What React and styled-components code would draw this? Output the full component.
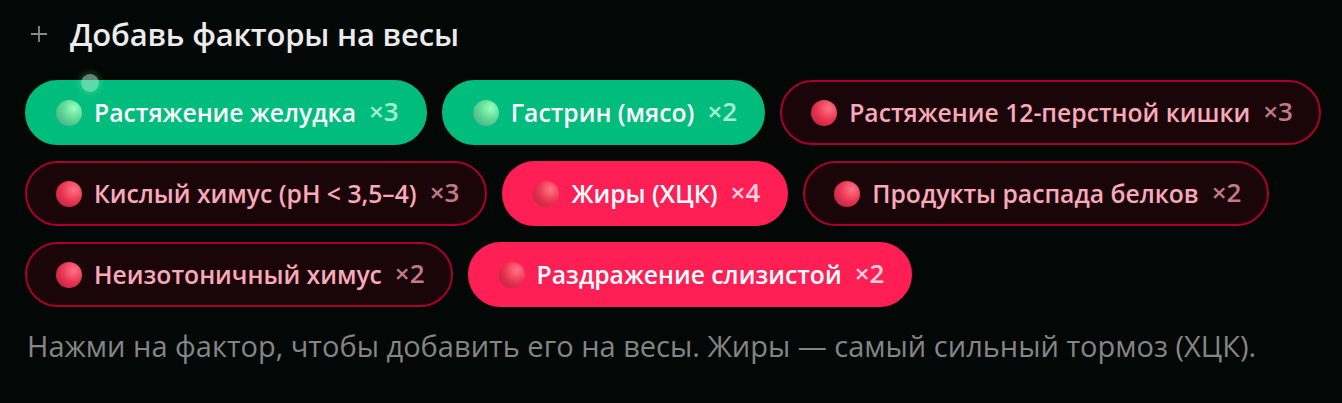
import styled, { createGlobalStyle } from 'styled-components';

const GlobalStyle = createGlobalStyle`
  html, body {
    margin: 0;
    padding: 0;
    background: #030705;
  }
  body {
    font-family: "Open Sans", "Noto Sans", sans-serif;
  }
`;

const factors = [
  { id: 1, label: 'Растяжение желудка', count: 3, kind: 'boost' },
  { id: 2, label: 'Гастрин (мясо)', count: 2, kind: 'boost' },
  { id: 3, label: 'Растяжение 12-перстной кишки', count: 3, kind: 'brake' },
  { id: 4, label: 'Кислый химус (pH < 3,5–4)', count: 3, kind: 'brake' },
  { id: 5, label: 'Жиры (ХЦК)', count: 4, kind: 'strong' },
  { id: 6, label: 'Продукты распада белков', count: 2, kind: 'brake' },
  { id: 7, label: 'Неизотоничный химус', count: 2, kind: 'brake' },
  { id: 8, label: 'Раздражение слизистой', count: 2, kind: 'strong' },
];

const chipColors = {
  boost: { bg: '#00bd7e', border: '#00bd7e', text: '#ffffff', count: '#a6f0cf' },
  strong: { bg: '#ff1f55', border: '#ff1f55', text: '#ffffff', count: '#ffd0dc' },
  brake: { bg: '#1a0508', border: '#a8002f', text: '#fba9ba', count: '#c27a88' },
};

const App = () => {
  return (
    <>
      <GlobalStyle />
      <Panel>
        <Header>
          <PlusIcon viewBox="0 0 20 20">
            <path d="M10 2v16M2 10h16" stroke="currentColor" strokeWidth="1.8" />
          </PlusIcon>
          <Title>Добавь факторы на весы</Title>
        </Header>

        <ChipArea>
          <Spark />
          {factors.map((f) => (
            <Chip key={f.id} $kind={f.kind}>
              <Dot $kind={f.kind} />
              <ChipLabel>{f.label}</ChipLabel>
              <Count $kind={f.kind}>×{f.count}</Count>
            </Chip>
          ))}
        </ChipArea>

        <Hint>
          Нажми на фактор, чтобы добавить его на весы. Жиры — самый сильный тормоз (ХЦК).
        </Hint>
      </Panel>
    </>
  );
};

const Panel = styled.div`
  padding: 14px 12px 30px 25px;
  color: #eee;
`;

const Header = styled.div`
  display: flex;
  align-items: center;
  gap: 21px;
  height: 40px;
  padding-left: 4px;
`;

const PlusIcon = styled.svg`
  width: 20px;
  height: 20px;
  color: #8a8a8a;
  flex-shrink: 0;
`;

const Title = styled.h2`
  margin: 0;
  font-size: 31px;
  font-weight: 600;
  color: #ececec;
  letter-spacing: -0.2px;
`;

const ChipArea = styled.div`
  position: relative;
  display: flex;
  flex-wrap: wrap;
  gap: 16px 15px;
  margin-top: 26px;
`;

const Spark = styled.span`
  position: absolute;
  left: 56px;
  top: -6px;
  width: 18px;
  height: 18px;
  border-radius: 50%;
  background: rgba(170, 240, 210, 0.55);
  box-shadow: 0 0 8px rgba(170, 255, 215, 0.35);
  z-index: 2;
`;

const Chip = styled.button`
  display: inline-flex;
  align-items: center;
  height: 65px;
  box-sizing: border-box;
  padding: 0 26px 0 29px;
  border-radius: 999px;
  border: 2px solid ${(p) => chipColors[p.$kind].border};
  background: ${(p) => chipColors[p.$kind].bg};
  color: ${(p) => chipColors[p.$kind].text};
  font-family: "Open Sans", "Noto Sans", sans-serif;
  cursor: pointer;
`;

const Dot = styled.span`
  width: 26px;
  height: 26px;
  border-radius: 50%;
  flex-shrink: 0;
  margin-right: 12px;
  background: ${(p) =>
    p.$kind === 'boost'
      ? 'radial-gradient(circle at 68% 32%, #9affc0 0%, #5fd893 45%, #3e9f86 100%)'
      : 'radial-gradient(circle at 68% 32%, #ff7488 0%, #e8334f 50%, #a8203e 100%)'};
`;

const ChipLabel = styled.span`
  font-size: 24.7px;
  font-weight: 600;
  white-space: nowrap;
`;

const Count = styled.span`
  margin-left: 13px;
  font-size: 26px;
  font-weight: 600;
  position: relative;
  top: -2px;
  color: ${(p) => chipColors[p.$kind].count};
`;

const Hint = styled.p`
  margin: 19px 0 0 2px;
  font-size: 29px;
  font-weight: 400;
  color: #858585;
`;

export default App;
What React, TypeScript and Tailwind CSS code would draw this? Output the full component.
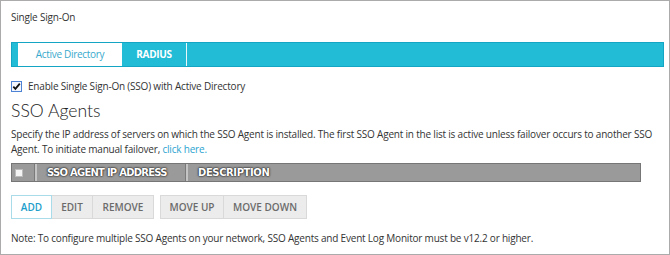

+++

WRITTEN REQUEST: Copy all the entries word for word. Omit any pictures.

RESULT OF THE EXERCISE:
What React and styled-components code would draw this? Output the full component.
import styled, { createGlobalStyle } from 'styled-components';

const GlobalStyle = createGlobalStyle`
  html, body {
    margin: 0;
    padding: 0;
    background: #030705;
  }
  body {
    font-family: "Open Sans", "Noto Sans", sans-serif;
  }
`;

const factors = [
  { id: 1, label: 'Растяжение желудка', count: 3, kind: 'boost' },
  { id: 2, label: 'Гастрин (мясо)', count: 2, kind: 'boost' },
  { id: 3, label: 'Растяжение 12-перстной кишки', count: 3, kind: 'brake' },
  { id: 4, label: 'Кислый химус (pH < 3,5–4)', count: 3, kind: 'brake' },
  { id: 5, label: 'Жиры (ХЦК)', count: 4, kind: 'strong' },
  { id: 6, label: 'Продукты распада белков', count: 2, kind: 'brake' },
  { id: 7, label: 'Неизотоничный химус', count: 2, kind: 'brake' },
  { id: 8, label: 'Раздражение слизистой', count: 2, kind: 'strong' },
];

const chipColors = {
  boost: { bg: '#00bd7e', border: '#00bd7e', text: '#ffffff', count: '#a6f0cf' },
  strong: { bg: '#ff1f55', border: '#ff1f55', text: '#ffffff', count: '#ffd0dc' },
  brake: { bg: '#1a0508', border: '#a8002f', text: '#fba9ba', count: '#c27a88' },
};

const App = () => {
  return (
    <>
      <GlobalStyle />
      <Panel>
        <Header>
          <PlusIcon viewBox="0 0 20 20">
            <path d="M10 2v16M2 10h16" stroke="currentColor" strokeWidth="1.8" />
          </PlusIcon>
          <Title>Добавь факторы на весы</Title>
        </Header>

        <ChipArea>
          <Spark />
          {factors.map((f) => (
            <Chip key={f.id} $kind={f.kind}>
              <Dot $kind={f.kind} />
              <ChipLabel>{f.label}</ChipLabel>
              <Count $kind={f.kind}>×{f.count}</Count>
            </Chip>
          ))}
        </ChipArea>

        <Hint>
          Нажми на фактор, чтобы добавить его на весы. Жиры — самый сильный тормоз (ХЦК).
        </Hint>
      </Panel>
    </>
  );
};

const Panel = styled.div`
  padding: 14px 12px 30px 25px;
  color: #eee;
`;

const Header = styled.div`
  display: flex;
  align-items: center;
  gap: 21px;
  height: 40px;
  padding-left: 4px;
`;

const PlusIcon = styled.svg`
  width: 20px;
  height: 20px;
  color: #8a8a8a;
  flex-shrink: 0;
`;

const Title = styled.h2`
  margin: 0;
  font-size: 31px;
  font-weight: 600;
  color: #ececec;
  letter-spacing: -0.2px;
`;

const ChipArea = styled.div`
  position: relative;
  display: flex;
  flex-wrap: wrap;
  gap: 16px 15px;
  margin-top: 26px;
`;

const Spark = styled.span`
  position: absolute;
  left: 56px;
  top: -6px;
  width: 18px;
  height: 18px;
  border-radius: 50%;
  background: rgba(170, 240, 210, 0.55);
  box-shadow: 0 0 8px rgba(170, 255, 215, 0.35);
  z-index: 2;
`;

const Chip = styled.button`
  display: inline-flex;
  align-items: center;
  height: 65px;
  box-sizing: border-box;
  padding: 0 26px 0 29px;
  border-radius: 999px;
  border: 2px solid ${(p) => chipColors[p.$kind].border};
  background: ${(p) => chipColors[p.$kind].bg};
  color: ${(p) => chipColors[p.$kind].text};
  font-family: "Open Sans", "Noto Sans", sans-serif;
  cursor: pointer;
`;

const Dot = styled.span`
  width: 26px;
  height: 26px;
  border-radius: 50%;
  flex-shrink: 0;
  margin-right: 12px;
  background: ${(p) =>
    p.$kind === 'boost'
      ? 'radial-gradient(circle at 68% 32%, #9affc0 0%, #5fd893 45%, #3e9f86 100%)'
      : 'radial-gradient(circle at 68% 32%, #ff7488 0%, #e8334f 50%, #a8203e 100%)'};
`;

const ChipLabel = styled.span`
  font-size: 24.7px;
  font-weight: 600;
  white-space: nowrap;
`;

const Count = styled.span`
  margin-left: 13px;
  font-size: 26px;
  font-weight: 600;
  position: relative;
  top: -2px;
  color: ${(p) => chipColors[p.$kind].count};
`;

const Hint = styled.p`
  margin: 19px 0 0 2px;
  font-size: 29px;
  font-weight: 400;
  color: #858585;
`;

export default App;
What React, TypeScript and Tailwind CSS code would draw this? Output the full component.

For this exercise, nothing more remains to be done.